Third, there are small typos and misspellings that may drive those so inclined to notice such things crazy--e.g. referring to German chancellor Helmut Kohl as "Kohn."
2 of 5 people found the following review helpful
DECENT CONTENTS--AWFUL PACKAGING June 27 2007
By Mayor McCheese - Published on Amazon.com
Format: Paperback
The content of this book was interesting and well sourced if a little bit repetitive and heavy-handed. However, the printed text was riddled with numerous typos--sometimes as many as 2 or 3 per page! I can only assume that this is the fault of the publisher and not the author. Don't read this book if typos drive you crazy!

Author: 4 stars
Publisher: 1 star
2 of 5 people found the following review helpful
Interesting, if flawed April 5 2009
By Teemacs - Published on Amazon.com
Format: Paperback
There's nothing worse than a fanatic, someone who single-mindedly believes in something to such an extent as to exclude the possibility of there being an alternative (and perhaps even legitimate) point of view. Religion and politics are the two most deadly forms of the disease, and when they combine, there is the potential for disaster - think of the Catholic Church in the Middle Ages, when it had something approaching the political authority to enforce its position as The One True Church. While the current situation in the USA is not so far gone, it continues to move worryingly in that direction, with some people clearly determined to establish America as "a Christian country", i.e., a theocracy. And when that comes, you can bet that it will be every bit as intolerant as any Islamic country. But it can't happen - can it?

In the USA, an almost religious belief in America as the cure to the world's ills (as opposed to a prime cause thereof) and Republican politics have combined to produce a frightful monster of an offspring, which has twisted and perverted the whole political discourse in the USA. It may represent the greatest danger to the planet that we have ever seen, and we probably have not seen the last of it.

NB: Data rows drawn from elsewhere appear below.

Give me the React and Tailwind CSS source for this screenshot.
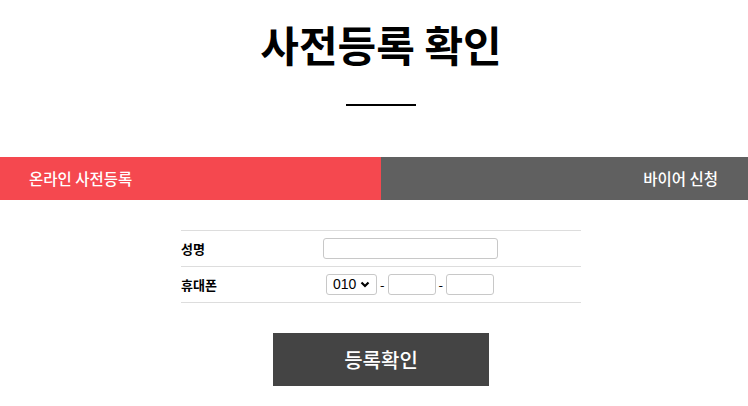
export default function App() {
  return (
    <div className="min-h-screen bg-white text-black overflow-hidden" style={{ fontFamily: '"Noto Sans CJK KR", "Noto Sans", sans-serif' }}>
      <div className="w-[762px]">
        {/* ── Title ── */}
        <div className="flex flex-col items-center pt-[15px]">
          <h1 className="text-[42px] font-bold leading-[58px]">사전등록 확인</h1>
          <div className="mt-[31px] w-[70px] h-[2px] bg-black" />
        </div>

        {/* ── Tabs ── */}
        <div className="mt-[51px] flex h-[43px] text-white text-[15.5px] font-medium">
          <div className="w-1/2 bg-[#f5484f] flex items-center pl-[29px]">온라인 사전등록</div>
          <div className="w-1/2 bg-[#606060] flex items-center justify-end pr-[44px]">바이어 신청</div>
        </div>

        {/* ── Form ── */}
        <div className="mt-[30px] mx-auto w-[400px] border-t border-[#dddddd]">
          <div className="flex items-center h-[36px] border-b border-[#dddddd]">
            <div className="w-[142px] text-[13px] font-bold">성명</div>
            <input className="w-[175px] h-[21px] border border-[#c8c8c8] rounded-[3px]" />
          </div>
          <div className="flex items-center h-[36px] border-b border-[#dddddd]">
            <div className="w-[145px] text-[13px] font-bold">휴대폰</div>
            <div className="flex items-center gap-[3px] text-[13px]">
              <div className="flex items-center justify-between w-[51px] h-[21px] border border-[#c8c8c8] rounded-[3px] px-[6px] text-[14px]" style={{ fontFamily: '"Liberation Sans", sans-serif' }}>
                <span>010</span>
                <svg width="10" height="7" viewBox="0 0 10 7"><path d="M1.5 1.5 L5 5 L8.5 1.5" fill="none" stroke="#000" strokeWidth="2.2" /></svg>
              </div>
              <span>-</span>
              <input className="w-[48px] h-[21px] border border-[#c8c8c8] rounded-[3px]" />
              <span>-</span>
              <input className="w-[48px] h-[21px] border border-[#c8c8c8] rounded-[3px]" />
            </div>
          </div>
        </div>

        {/* ── Submit ── */}
        <div className="mt-[30px] flex justify-center">
          <button className="w-[216px] h-[53px] bg-[#444444] text-white text-[20px] font-medium">등록확인</button>
        </div>
      </div>
    </div>
  );
}
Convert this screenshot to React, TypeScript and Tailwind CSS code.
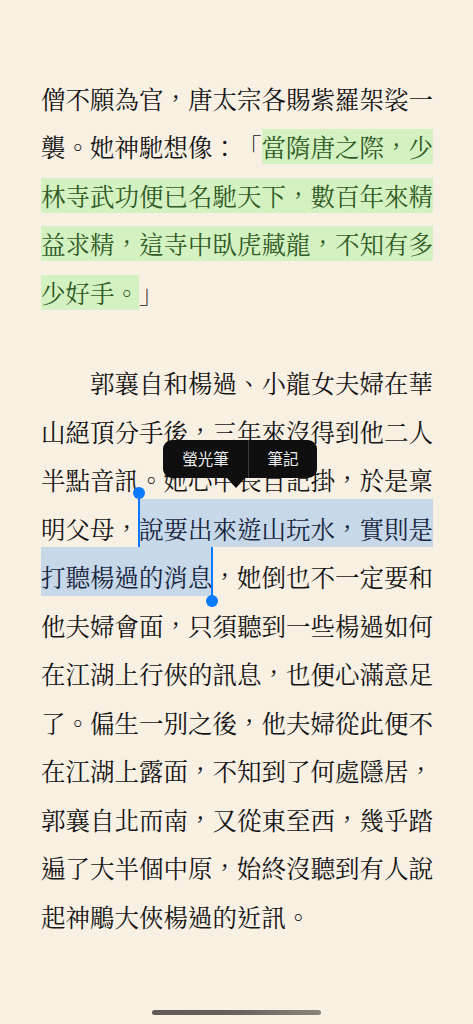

Tim LaHaye's "Left Behind" books are not merely badly-written religious pulp fiction based on highly dubious theology (anyone who maintains s/he understands Revelation clearly needs his/her head read), but an attempt to promote the narrow ideology of the religious right, with its complete intolerance of, well, everything except itself. They preach the rightness of theocracy by basing the story on the ultimate theocracy, the Second Coming of Jesus to establish a very non-democratic Kingdom on earth. This book documents the attempts of Tim LaHaye and the like to promulgate this ideology of America needing to be a "Christian nation" of this particularly narrow kind. In this, the author allows himself to roam beyond the confines of the publishing phenomenon that is the "Left Behind" series and look at the wider picture and history of the conservative evangelical movement in the USA, how it has become politicized, and how it is seeking to exert ever greater political control. It is a story of very deluded men masquerading as angels of light. During the Spanish Inquisition, the Dominician friars, with tears in their eyes, would plead with heretics to repent, even as they lit the faggots under their feet. You just know that LaHaye and Co. would be just the same.

The book is interesting (and worrying), but it could have used a good editor, one who knows grammar and spelling. It has some real howlers ("the militia movement begins to horde weapons"). It could also have been more even-handed. The author is clearly antagonistic to the evangelicals, which, while understandable, is perhaps not the best attitude to strike. There are many fine Christian people in the USA who have not sold their souls to the lunatic fringe. They will be needed to show genuine Christian values, as opposed to the false ones of LaHaye & Co.
0 of 2 people found the following review helpful
Good book, needs a proofreader Aug. 12 2008
By Zorya - Published on Amazon.com
Format: Paperback Verified Purchase
I found this an interesting and well researched book. However, it had numerous proofreading errors that were very distracting.